* START PROVIDED DATA *
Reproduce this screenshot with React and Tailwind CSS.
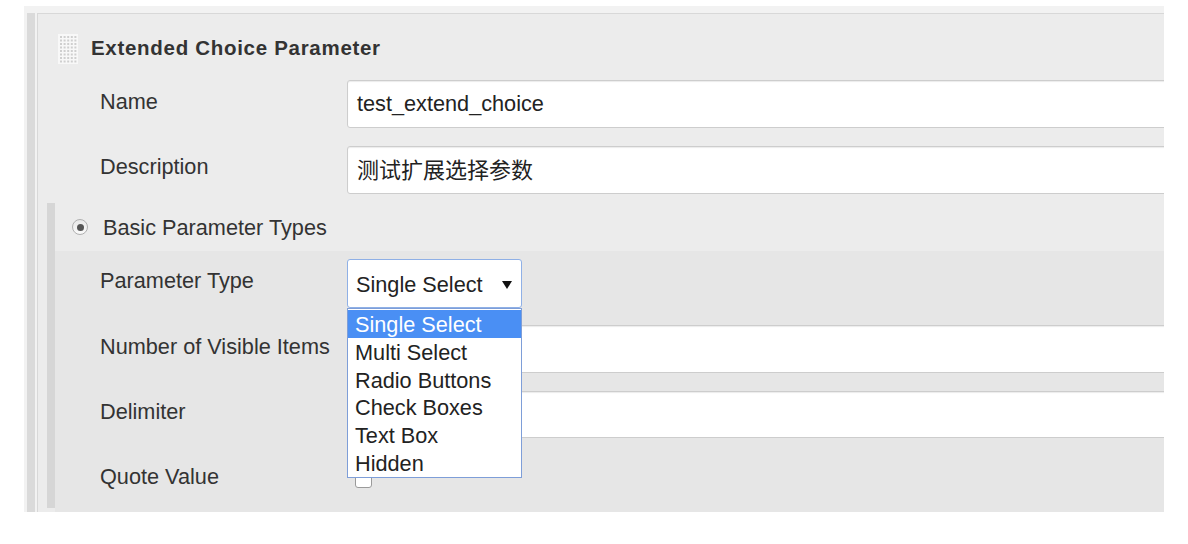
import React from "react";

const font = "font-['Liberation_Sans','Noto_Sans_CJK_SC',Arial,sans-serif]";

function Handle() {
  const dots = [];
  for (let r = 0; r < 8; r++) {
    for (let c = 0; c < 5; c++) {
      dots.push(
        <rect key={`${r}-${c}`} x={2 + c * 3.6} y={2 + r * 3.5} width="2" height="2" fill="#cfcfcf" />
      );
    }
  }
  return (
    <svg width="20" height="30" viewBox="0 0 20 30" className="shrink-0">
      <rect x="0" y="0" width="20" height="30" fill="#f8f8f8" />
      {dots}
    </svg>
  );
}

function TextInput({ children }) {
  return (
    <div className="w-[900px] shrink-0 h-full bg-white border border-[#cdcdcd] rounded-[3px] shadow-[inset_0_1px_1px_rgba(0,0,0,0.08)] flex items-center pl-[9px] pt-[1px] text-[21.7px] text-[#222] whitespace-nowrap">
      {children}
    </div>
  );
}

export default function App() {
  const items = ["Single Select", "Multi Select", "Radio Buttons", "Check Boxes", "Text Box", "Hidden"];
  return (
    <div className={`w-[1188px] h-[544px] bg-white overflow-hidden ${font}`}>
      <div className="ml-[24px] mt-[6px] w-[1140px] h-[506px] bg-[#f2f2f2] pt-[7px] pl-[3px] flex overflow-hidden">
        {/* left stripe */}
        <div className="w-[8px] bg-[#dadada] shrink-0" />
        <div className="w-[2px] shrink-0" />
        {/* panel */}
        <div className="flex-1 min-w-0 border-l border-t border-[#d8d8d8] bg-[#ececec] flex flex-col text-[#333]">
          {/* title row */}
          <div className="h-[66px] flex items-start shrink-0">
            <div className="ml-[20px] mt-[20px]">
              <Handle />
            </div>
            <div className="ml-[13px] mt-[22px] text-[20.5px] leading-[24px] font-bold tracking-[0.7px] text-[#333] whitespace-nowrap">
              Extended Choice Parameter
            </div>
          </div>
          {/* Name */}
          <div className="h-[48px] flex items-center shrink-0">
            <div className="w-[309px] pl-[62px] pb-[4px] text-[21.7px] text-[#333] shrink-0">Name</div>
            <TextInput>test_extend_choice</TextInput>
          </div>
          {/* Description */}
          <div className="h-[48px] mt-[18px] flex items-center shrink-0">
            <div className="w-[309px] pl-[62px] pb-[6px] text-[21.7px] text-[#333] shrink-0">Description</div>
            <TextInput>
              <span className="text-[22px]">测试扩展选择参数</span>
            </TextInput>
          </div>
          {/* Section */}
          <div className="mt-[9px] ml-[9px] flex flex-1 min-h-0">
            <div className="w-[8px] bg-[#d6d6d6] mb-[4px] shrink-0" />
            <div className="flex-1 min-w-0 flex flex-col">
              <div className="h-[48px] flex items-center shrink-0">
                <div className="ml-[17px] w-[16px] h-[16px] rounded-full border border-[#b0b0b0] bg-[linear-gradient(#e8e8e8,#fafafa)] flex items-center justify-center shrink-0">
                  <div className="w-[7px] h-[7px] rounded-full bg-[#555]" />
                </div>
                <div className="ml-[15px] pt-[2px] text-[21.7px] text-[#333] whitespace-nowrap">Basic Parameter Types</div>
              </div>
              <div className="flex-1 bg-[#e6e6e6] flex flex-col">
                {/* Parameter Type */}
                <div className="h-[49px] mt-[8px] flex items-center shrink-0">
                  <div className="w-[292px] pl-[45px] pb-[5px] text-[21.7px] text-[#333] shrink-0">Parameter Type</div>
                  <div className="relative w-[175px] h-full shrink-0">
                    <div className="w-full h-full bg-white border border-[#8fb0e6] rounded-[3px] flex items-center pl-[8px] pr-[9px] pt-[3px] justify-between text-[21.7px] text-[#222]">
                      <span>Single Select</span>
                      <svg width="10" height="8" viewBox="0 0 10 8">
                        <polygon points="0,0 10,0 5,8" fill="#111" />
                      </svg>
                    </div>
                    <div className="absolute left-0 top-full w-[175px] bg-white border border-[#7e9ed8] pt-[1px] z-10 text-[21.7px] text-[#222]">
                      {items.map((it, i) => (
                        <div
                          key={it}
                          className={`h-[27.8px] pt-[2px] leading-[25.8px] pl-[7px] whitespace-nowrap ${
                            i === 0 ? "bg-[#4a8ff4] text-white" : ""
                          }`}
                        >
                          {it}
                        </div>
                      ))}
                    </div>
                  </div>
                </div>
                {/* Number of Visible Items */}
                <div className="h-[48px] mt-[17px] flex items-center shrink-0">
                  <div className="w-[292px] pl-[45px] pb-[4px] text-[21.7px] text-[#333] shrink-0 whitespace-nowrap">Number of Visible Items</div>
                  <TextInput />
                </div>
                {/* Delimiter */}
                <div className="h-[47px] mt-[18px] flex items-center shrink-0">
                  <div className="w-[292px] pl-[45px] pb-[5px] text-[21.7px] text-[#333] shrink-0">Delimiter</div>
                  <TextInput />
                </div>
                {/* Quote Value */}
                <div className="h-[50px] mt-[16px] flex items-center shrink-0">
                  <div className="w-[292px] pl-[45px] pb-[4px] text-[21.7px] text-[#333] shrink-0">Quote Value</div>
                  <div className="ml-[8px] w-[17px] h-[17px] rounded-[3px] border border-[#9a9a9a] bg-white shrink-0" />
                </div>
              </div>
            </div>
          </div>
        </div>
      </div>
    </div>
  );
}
* END PROVIDED DATA *
In your copy of the listing above, reproduce each line exactly and omit all pictures.

Reproduce this screenshot with React and Tailwind CSS.
import React from "react";

const font = "font-['Liberation_Sans','Noto_Sans_CJK_SC',Arial,sans-serif]";

function Handle() {
  const dots = [];
  for (let r = 0; r < 8; r++) {
    for (let c = 0; c < 5; c++) {
      dots.push(
        <rect key={`${r}-${c}`} x={2 + c * 3.6} y={2 + r * 3.5} width="2" height="2" fill="#cfcfcf" />
      );
    }
  }
  return (
    <svg width="20" height="30" viewBox="0 0 20 30" className="shrink-0">
      <rect x="0" y="0" width="20" height="30" fill="#f8f8f8" />
      {dots}
    </svg>
  );
}

function TextInput({ children }) {
  return (
    <div className="w-[900px] shrink-0 h-full bg-white border border-[#cdcdcd] rounded-[3px] shadow-[inset_0_1px_1px_rgba(0,0,0,0.08)] flex items-center pl-[9px] pt-[1px] text-[21.7px] text-[#222] whitespace-nowrap">
      {children}
    </div>
  );
}

export default function App() {
  const items = ["Single Select", "Multi Select", "Radio Buttons", "Check Boxes", "Text Box", "Hidden"];
  return (
    <div className={`w-[1188px] h-[544px] bg-white overflow-hidden ${font}`}>
      <div className="ml-[24px] mt-[6px] w-[1140px] h-[506px] bg-[#f2f2f2] pt-[7px] pl-[3px] flex overflow-hidden">
        {/* left stripe */}
        <div className="w-[8px] bg-[#dadada] shrink-0" />
        <div className="w-[2px] shrink-0" />
        {/* panel */}
        <div className="flex-1 min-w-0 border-l border-t border-[#d8d8d8] bg-[#ececec] flex flex-col text-[#333]">
          {/* title row */}
          <div className="h-[66px] flex items-start shrink-0">
            <div className="ml-[20px] mt-[20px]">
              <Handle />
            </div>
            <div className="ml-[13px] mt-[22px] text-[20.5px] leading-[24px] font-bold tracking-[0.7px] text-[#333] whitespace-nowrap">
              Extended Choice Parameter
            </div>
          </div>
          {/* Name */}
          <div className="h-[48px] flex items-center shrink-0">
            <div className="w-[309px] pl-[62px] pb-[4px] text-[21.7px] text-[#333] shrink-0">Name</div>
            <TextInput>test_extend_choice</TextInput>
          </div>
          {/* Description */}
          <div className="h-[48px] mt-[18px] flex items-center shrink-0">
            <div className="w-[309px] pl-[62px] pb-[6px] text-[21.7px] text-[#333] shrink-0">Description</div>
            <TextInput>
              <span className="text-[22px]">测试扩展选择参数</span>
            </TextInput>
          </div>
          {/* Section */}
          <div className="mt-[9px] ml-[9px] flex flex-1 min-h-0">
            <div className="w-[8px] bg-[#d6d6d6] mb-[4px] shrink-0" />
            <div className="flex-1 min-w-0 flex flex-col">
              <div className="h-[48px] flex items-center shrink-0">
                <div className="ml-[17px] w-[16px] h-[16px] rounded-full border border-[#b0b0b0] bg-[linear-gradient(#e8e8e8,#fafafa)] flex items-center justify-center shrink-0">
                  <div className="w-[7px] h-[7px] rounded-full bg-[#555]" />
                </div>
                <div className="ml-[15px] pt-[2px] text-[21.7px] text-[#333] whitespace-nowrap">Basic Parameter Types</div>
              </div>
              <div className="flex-1 bg-[#e6e6e6] flex flex-col">
                {/* Parameter Type */}
                <div className="h-[49px] mt-[8px] flex items-center shrink-0">
                  <div className="w-[292px] pl-[45px] pb-[5px] text-[21.7px] text-[#333] shrink-0">Parameter Type</div>
                  <div className="relative w-[175px] h-full shrink-0">
                    <div className="w-full h-full bg-white border border-[#8fb0e6] rounded-[3px] flex items-center pl-[8px] pr-[9px] pt-[3px] justify-between text-[21.7px] text-[#222]">
                      <span>Single Select</span>
                      <svg width="10" height="8" viewBox="0 0 10 8">
                        <polygon points="0,0 10,0 5,8" fill="#111" />
                      </svg>
                    </div>
                    <div className="absolute left-0 top-full w-[175px] bg-white border border-[#7e9ed8] pt-[1px] z-10 text-[21.7px] text-[#222]">
                      {items.map((it, i) => (
                        <div
                          key={it}
                          className={`h-[27.8px] pt-[2px] leading-[25.8px] pl-[7px] whitespace-nowrap ${
                            i === 0 ? "bg-[#4a8ff4] text-white" : ""
                          }`}
                        >
                          {it}
                        </div>
                      ))}
                    </div>
                  </div>
                </div>
                {/* Number of Visible Items */}
                <div className="h-[48px] mt-[17px] flex items-center shrink-0">
                  <div className="w-[292px] pl-[45px] pb-[4px] text-[21.7px] text-[#333] shrink-0 whitespace-nowrap">Number of Visible Items</div>
                  <TextInput />
                </div>
                {/* Delimiter */}
                <div className="h-[47px] mt-[18px] flex items-center shrink-0">
                  <div className="w-[292px] pl-[45px] pb-[5px] text-[21.7px] text-[#333] shrink-0">Delimiter</div>
                  <TextInput />
                </div>
                {/* Quote Value */}
                <div className="h-[50px] mt-[16px] flex items-center shrink-0">
                  <div className="w-[292px] pl-[45px] pb-[4px] text-[21.7px] text-[#333] shrink-0">Quote Value</div>
                  <div className="ml-[8px] w-[17px] h-[17px] rounded-[3px] border border-[#9a9a9a] bg-white shrink-0" />
                </div>
              </div>
            </div>
          </div>
        </div>
      </div>
    </div>
  );
}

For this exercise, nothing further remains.